## Task goal
Reproduce, please, the span of lines beginning at the line with "Emit a component" and ending at the line with "RefreshCw, CircleX, Network", inclusive, minus any pictures.

## Given data
***

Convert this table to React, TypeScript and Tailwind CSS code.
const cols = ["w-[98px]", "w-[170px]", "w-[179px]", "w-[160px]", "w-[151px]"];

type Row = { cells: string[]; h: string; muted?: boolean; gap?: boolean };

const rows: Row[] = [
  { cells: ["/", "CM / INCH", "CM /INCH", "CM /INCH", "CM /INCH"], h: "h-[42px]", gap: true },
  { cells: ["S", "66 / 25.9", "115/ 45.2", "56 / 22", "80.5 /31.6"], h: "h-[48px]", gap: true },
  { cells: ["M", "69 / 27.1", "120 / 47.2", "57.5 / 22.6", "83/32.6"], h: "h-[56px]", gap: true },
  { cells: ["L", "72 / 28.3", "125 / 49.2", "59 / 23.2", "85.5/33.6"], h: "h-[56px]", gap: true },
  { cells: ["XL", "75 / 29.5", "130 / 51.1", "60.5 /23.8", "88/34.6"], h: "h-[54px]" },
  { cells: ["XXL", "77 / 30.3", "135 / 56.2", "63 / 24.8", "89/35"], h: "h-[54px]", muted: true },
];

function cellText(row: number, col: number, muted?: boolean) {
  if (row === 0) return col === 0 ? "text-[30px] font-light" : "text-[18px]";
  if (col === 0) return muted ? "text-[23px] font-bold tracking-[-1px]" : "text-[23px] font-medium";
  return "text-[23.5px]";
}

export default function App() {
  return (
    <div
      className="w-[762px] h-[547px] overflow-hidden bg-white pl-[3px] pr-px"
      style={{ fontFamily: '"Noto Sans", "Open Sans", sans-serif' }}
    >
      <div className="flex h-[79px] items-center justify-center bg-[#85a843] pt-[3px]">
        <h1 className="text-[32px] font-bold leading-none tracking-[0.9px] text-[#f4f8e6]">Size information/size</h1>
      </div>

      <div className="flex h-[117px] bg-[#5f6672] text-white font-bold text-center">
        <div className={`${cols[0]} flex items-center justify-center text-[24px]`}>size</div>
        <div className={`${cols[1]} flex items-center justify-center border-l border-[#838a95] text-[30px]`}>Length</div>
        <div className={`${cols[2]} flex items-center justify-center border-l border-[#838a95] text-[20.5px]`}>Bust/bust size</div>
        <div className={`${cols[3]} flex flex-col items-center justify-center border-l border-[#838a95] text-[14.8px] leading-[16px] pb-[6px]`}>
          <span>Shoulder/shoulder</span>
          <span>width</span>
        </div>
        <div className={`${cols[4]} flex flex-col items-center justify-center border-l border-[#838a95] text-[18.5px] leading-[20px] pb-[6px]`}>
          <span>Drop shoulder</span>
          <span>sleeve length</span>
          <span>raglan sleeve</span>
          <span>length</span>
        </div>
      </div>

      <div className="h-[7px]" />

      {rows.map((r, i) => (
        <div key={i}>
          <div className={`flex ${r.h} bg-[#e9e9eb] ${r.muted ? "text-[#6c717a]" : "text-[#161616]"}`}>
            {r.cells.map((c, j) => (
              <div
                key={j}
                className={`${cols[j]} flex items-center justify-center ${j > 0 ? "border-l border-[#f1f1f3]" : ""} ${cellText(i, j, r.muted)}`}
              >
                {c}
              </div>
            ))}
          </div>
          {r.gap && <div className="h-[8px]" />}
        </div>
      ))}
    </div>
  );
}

***

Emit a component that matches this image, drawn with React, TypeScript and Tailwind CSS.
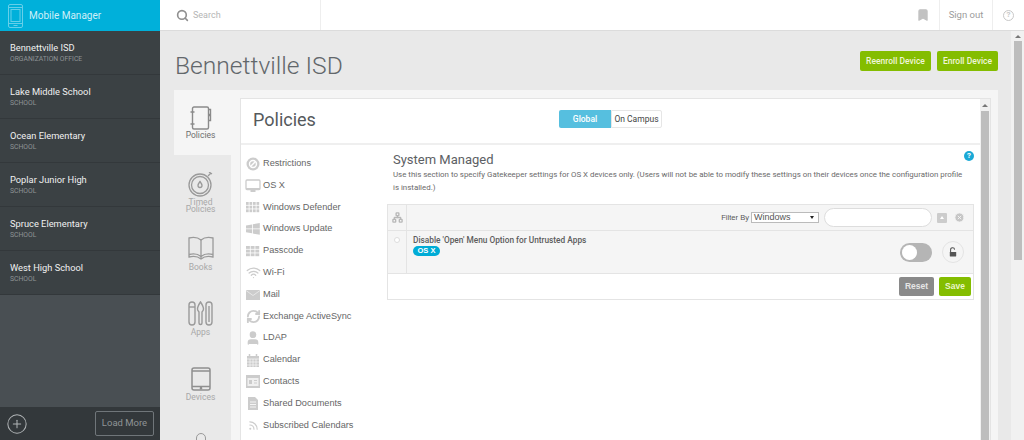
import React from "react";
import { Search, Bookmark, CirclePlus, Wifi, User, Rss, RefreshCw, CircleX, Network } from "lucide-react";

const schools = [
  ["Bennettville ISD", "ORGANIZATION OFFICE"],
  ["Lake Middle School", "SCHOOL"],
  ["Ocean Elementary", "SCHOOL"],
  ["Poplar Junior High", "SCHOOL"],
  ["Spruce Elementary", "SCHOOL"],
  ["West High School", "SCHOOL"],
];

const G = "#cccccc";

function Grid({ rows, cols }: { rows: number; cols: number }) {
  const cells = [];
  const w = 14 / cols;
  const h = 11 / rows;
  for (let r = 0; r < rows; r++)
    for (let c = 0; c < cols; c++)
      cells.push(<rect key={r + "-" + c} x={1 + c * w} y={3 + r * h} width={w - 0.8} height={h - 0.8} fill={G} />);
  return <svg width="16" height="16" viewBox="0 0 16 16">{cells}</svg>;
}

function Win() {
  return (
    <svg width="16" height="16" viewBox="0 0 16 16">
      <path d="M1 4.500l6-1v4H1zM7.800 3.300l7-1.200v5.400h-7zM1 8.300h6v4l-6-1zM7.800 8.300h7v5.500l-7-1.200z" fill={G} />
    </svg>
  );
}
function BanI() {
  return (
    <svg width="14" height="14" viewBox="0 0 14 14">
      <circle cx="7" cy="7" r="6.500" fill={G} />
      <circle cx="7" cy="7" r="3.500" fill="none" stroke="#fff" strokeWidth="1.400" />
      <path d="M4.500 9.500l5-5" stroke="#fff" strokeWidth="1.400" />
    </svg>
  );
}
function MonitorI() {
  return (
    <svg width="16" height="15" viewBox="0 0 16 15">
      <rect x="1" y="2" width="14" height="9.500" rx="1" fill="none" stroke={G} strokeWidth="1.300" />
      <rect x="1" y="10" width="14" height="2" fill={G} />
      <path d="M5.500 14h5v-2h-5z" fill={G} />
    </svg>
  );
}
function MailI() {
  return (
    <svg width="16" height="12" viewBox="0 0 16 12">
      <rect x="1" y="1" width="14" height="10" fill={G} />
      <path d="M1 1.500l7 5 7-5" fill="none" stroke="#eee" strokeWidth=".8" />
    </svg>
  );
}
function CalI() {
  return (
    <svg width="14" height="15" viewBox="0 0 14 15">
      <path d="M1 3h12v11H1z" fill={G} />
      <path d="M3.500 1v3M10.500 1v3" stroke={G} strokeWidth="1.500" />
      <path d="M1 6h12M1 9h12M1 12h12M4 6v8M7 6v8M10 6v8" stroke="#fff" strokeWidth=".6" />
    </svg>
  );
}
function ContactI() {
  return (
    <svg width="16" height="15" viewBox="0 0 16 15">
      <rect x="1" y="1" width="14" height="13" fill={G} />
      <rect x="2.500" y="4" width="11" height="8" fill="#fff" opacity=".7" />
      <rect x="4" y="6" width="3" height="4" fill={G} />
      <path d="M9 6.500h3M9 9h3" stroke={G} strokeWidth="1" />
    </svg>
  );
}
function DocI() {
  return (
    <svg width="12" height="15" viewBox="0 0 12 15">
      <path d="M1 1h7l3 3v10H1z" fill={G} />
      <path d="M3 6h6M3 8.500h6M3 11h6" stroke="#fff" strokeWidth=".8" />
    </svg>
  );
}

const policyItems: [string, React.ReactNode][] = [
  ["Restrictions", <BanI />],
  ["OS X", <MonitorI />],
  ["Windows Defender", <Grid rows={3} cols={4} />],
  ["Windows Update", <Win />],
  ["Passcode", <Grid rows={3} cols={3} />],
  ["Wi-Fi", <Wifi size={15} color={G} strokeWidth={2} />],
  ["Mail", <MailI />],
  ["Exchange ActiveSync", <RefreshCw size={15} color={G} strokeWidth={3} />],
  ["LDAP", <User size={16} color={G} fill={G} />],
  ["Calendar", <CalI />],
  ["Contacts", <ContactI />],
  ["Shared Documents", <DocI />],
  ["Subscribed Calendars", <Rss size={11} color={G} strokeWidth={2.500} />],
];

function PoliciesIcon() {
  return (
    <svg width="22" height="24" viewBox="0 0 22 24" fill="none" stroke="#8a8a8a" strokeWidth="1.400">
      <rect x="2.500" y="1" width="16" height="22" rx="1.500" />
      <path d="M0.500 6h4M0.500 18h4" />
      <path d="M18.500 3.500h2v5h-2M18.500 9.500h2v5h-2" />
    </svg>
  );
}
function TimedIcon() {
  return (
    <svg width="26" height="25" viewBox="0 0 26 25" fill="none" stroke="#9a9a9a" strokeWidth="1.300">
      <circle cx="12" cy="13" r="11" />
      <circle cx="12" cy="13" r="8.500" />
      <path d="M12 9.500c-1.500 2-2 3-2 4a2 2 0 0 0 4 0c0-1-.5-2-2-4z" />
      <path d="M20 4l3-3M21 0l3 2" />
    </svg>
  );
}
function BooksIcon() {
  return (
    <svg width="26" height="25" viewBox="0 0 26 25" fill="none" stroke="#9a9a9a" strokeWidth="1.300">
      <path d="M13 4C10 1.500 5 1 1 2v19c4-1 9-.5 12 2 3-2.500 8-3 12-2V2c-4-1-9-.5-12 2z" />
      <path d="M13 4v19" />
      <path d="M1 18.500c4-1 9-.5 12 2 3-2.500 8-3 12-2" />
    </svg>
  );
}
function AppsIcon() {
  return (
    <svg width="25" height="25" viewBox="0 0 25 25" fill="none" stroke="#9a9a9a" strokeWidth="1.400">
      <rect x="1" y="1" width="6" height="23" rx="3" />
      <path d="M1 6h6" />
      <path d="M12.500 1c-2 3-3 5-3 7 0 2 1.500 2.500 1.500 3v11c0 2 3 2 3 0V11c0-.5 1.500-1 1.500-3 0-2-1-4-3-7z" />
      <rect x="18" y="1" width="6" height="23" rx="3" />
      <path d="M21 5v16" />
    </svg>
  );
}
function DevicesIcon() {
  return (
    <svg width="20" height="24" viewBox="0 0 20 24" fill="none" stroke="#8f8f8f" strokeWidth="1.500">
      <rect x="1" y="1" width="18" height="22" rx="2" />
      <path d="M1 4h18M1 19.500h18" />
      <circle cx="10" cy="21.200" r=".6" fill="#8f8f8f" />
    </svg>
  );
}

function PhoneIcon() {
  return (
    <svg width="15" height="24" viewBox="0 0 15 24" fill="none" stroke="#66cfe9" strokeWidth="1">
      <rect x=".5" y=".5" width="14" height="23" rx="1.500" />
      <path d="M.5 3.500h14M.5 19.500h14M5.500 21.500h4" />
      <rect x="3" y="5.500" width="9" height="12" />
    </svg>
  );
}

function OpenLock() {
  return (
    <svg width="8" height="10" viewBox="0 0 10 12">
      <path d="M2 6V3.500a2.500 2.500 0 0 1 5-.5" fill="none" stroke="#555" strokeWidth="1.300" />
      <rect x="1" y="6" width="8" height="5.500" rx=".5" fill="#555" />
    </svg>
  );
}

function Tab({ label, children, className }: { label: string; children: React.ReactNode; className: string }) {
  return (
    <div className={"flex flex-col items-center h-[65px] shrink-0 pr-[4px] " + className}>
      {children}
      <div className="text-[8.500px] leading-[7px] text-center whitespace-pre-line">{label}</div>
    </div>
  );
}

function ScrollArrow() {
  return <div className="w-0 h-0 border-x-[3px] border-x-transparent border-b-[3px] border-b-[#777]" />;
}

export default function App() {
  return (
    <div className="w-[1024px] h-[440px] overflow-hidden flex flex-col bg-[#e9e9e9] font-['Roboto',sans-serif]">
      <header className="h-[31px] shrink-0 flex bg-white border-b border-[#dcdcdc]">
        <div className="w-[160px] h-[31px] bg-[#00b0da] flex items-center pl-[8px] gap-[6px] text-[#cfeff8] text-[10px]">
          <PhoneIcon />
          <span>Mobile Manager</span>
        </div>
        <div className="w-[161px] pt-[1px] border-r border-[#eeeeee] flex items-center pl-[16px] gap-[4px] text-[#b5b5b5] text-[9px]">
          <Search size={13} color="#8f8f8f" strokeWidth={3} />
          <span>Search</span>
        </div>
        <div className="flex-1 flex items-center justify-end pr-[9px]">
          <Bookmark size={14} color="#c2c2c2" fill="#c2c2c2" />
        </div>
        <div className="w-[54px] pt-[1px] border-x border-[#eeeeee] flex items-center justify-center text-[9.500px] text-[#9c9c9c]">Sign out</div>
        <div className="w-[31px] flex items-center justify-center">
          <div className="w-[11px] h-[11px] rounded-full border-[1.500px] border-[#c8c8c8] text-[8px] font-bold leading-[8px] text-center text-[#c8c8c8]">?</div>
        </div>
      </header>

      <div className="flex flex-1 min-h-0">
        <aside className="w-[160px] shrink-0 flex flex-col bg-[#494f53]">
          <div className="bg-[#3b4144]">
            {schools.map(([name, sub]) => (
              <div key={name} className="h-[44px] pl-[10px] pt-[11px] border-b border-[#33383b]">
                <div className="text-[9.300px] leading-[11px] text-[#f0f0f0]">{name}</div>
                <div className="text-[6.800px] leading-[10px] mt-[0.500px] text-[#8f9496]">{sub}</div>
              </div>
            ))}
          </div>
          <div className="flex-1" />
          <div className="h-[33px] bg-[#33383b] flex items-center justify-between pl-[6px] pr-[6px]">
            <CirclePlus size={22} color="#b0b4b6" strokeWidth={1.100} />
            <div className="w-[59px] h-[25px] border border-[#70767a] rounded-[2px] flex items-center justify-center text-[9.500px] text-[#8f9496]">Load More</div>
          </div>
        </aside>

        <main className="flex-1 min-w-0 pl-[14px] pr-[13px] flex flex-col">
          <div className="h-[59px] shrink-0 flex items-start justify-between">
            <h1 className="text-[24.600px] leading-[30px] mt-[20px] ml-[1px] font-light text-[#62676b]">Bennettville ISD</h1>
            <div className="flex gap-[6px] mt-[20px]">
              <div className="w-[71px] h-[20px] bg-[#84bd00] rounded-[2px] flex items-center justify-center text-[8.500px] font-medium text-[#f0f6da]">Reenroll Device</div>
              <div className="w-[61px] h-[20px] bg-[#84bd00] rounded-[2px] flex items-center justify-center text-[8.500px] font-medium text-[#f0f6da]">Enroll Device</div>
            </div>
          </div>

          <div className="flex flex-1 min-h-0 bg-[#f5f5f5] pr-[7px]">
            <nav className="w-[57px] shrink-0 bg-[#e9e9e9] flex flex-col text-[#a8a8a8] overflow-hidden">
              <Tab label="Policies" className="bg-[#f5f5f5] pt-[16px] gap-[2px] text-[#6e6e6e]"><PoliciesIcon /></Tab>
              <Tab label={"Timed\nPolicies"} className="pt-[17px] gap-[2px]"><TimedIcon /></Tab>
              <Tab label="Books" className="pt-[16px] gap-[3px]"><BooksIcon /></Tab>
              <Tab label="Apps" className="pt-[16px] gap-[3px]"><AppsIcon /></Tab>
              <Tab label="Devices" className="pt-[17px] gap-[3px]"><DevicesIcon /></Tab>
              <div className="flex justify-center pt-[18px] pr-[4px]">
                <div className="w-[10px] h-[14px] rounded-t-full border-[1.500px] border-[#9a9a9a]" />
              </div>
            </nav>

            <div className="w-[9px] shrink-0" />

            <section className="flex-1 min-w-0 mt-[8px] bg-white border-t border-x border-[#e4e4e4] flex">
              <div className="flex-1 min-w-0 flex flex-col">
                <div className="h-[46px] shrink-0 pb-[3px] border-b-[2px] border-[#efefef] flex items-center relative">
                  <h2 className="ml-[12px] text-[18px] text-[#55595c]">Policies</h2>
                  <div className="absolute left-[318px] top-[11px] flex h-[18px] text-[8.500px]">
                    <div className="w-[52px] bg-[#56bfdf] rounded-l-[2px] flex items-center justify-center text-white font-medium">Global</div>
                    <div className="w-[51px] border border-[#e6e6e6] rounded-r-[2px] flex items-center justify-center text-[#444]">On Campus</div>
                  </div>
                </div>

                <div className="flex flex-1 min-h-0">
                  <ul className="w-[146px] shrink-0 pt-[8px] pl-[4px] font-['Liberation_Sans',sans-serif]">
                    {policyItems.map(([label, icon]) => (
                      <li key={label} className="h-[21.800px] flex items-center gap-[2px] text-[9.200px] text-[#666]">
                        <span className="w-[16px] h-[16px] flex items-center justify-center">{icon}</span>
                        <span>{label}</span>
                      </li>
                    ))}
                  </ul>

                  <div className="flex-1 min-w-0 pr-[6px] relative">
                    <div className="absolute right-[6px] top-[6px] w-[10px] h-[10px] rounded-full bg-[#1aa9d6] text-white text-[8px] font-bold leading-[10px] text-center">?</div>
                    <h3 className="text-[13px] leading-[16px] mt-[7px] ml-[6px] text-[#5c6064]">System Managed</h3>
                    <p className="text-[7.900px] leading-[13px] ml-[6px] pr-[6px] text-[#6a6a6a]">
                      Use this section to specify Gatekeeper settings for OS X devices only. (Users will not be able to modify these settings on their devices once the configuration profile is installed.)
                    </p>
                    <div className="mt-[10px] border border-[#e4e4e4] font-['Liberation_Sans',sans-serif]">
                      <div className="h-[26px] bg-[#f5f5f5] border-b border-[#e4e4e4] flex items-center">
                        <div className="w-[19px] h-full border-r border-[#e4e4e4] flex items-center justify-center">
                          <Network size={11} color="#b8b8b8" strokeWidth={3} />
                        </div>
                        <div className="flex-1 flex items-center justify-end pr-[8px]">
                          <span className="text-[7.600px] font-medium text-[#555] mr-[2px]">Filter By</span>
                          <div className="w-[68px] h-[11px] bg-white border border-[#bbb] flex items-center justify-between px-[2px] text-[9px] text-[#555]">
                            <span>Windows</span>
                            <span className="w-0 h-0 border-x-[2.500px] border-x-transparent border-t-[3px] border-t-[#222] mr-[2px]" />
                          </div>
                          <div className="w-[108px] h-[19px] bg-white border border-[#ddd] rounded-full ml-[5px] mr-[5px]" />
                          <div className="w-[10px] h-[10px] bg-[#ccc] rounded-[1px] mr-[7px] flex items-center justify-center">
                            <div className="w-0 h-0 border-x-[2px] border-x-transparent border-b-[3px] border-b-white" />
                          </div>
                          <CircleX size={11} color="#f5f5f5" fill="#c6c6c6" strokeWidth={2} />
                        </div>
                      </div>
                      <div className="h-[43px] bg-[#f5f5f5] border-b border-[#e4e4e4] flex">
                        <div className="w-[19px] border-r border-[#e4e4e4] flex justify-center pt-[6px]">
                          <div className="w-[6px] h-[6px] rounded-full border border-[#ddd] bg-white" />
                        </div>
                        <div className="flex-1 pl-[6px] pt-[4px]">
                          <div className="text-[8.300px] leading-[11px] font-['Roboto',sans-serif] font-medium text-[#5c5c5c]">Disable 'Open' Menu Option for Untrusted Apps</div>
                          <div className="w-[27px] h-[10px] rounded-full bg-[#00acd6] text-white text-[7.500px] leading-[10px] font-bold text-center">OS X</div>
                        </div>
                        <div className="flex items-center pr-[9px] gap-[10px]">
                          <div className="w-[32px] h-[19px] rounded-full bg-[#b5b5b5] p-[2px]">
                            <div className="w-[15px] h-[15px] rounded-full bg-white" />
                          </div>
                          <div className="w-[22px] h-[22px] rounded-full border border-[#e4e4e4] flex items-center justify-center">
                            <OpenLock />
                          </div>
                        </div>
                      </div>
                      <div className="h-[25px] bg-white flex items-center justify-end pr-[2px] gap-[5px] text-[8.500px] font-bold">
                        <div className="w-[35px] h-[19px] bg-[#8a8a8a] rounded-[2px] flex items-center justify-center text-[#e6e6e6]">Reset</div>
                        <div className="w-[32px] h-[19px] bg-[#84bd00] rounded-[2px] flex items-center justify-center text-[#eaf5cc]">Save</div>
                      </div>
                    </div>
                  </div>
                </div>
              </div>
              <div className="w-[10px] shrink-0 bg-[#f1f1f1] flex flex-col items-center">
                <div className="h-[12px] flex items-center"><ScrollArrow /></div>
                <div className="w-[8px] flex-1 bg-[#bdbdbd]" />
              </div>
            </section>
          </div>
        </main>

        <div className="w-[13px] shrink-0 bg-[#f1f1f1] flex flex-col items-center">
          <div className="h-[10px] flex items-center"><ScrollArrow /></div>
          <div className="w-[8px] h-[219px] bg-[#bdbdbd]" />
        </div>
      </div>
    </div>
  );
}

***

## Result
Emit a component that matches this image, drawn with React, TypeScript and Tailwind CSS.
import React from "react";
import { Search, Bookmark, CirclePlus, Wifi, User, Rss, RefreshCw, CircleX, Network } from "lucide-react";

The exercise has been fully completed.